→ Exercise requirements
Pick out each line containing the string "styles" and copy it.

→ Material

##########

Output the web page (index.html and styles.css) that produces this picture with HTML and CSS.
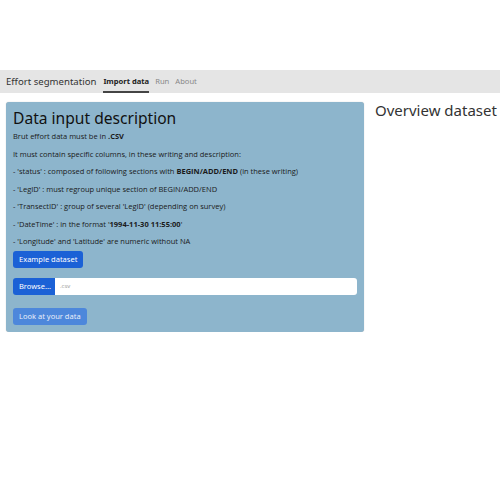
FILE: index.html
```html
<!DOCTYPE html>
<html>
<head>
<meta charset="utf-8">
<link rel="stylesheet" href="styles.css">
</head>
<body>
<div class="top-space"></div>
<nav class="navbar">
  <span class="brand">Effort segmentation</span>
  <a class="nav-link active">Import data</a>
  <a class="nav-link">Run</a>
  <a class="nav-link">About</a>
</nav>
<main class="content">
  <section class="card">
    <h2 class="card-title">Data input description</h2>
    <p>Brut effort data must be in <b>.CSV</b></p>
    <p>It must contain specific columns, in these writing and description:</p>
    <p>- 'status' : composed of following sections with <b>BEGIN/ADD/END</b> (in these writing)</p>
    <p>- 'LegID' : must regroup unique section of BEGIN/ADD/END</p>
    <p>- 'TransectID' : group of several 'LegID' (depending on survey)</p>
    <p>- 'DateTime' : in the format '<b>1994-11-30 11:55:00</b>'</p>
    <p class="last">- 'Longitude' and 'Latitude' are numeric without NA</p>
    <div class="btn-row"><span class="btn">Example dataset</span></div>
    <div class="file-row">
      <span class="btn browse">Browse...</span>
      <span class="file-input">.csv</span>
    </div>
    <div class="btn-row"><span class="btn disabled">Look at your data</span></div>
  </section>
  <section class="overview">
    <h2 class="overview-title">Overview dataset</h2>
  </section>
</main>
</body>
</html>
```
FILE: styles.css
```css
html, body { margin: 0; padding: 0; background: #fff; }
body { font-family: "Open Sans", "Noto Sans", sans-serif; color: #222; }
.top-space { height: 70px; }
.navbar {
  height: 23px; background: #e5e5e5; display: flex; align-items: center;
  padding: 0 6px; box-sizing: border-box;
}
.brand { font-family: "Noto Sans", sans-serif; font-size: 9.6px; color: #333; margin-right: 7px; }
.nav-link { font-family: "Noto Sans", sans-serif; font-size: 7.6px; color: #888; margin-right: 6px; height: 23px; line-height: 20px; padding-top: 1px; box-sizing: border-box; }
.nav-link.active { color: #222; font-weight: 700; border-bottom: 2px solid #444; }
.content { display: flex; padding: 9px 6px 0 6px; gap: 11px; align-items: flex-start; }
.card {
  flex: 0 0 358px; box-sizing: border-box; height: 230px; background: #8db5cc;
  border-radius: 3px; padding: 6px 7px; box-shadow: 0 0 1px rgba(0,0,0,0.3);
}
.card-title { font-family: "Noto Sans", sans-serif; font-weight: 400; font-size: 15.6px; margin: 0 0 4px 0; color: #111; line-height: 20px; }
.card p { font-size: 7.5px; margin: 0 0 9.5px 0; line-height: 8px; color: #1a1a1a; }
.card p.last { margin-bottom: 6px; }
.btn-row { display: flex; margin-bottom: 10px; }
.btn {
  display: inline-block; background: #1b61d6; color: #fff; font-family: "Noto Sans", sans-serif;
  font-size: 7.5px; border-radius: 3px; padding: 0 6px; height: 17px; line-height: 17px;
}
.btn.disabled { background: #4d87db; color: #e8eefa; }
.file-row { display: flex; height: 17px; margin-bottom: 13px; }
.btn.browse { border-radius: 3px 0 0 3px; width: 42px; box-sizing: border-box; }
.file-input { flex: 1; background: #fff; border-radius: 0 3px 3px 0; font-size: 6px; color: #999; line-height: 17px; padding-left: 5px; }
.overview-title { font-family: "Noto Sans", sans-serif; font-weight: 400; font-size: 15px; margin: 0; color: #333; line-height: 16px; white-space: nowrap; }
```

##########

→ Exercise solution
Output the web page (index.html and styles.css) that produces this picture with HTML and CSS.
<link rel="stylesheet" href="styles.css">
FILE: styles.css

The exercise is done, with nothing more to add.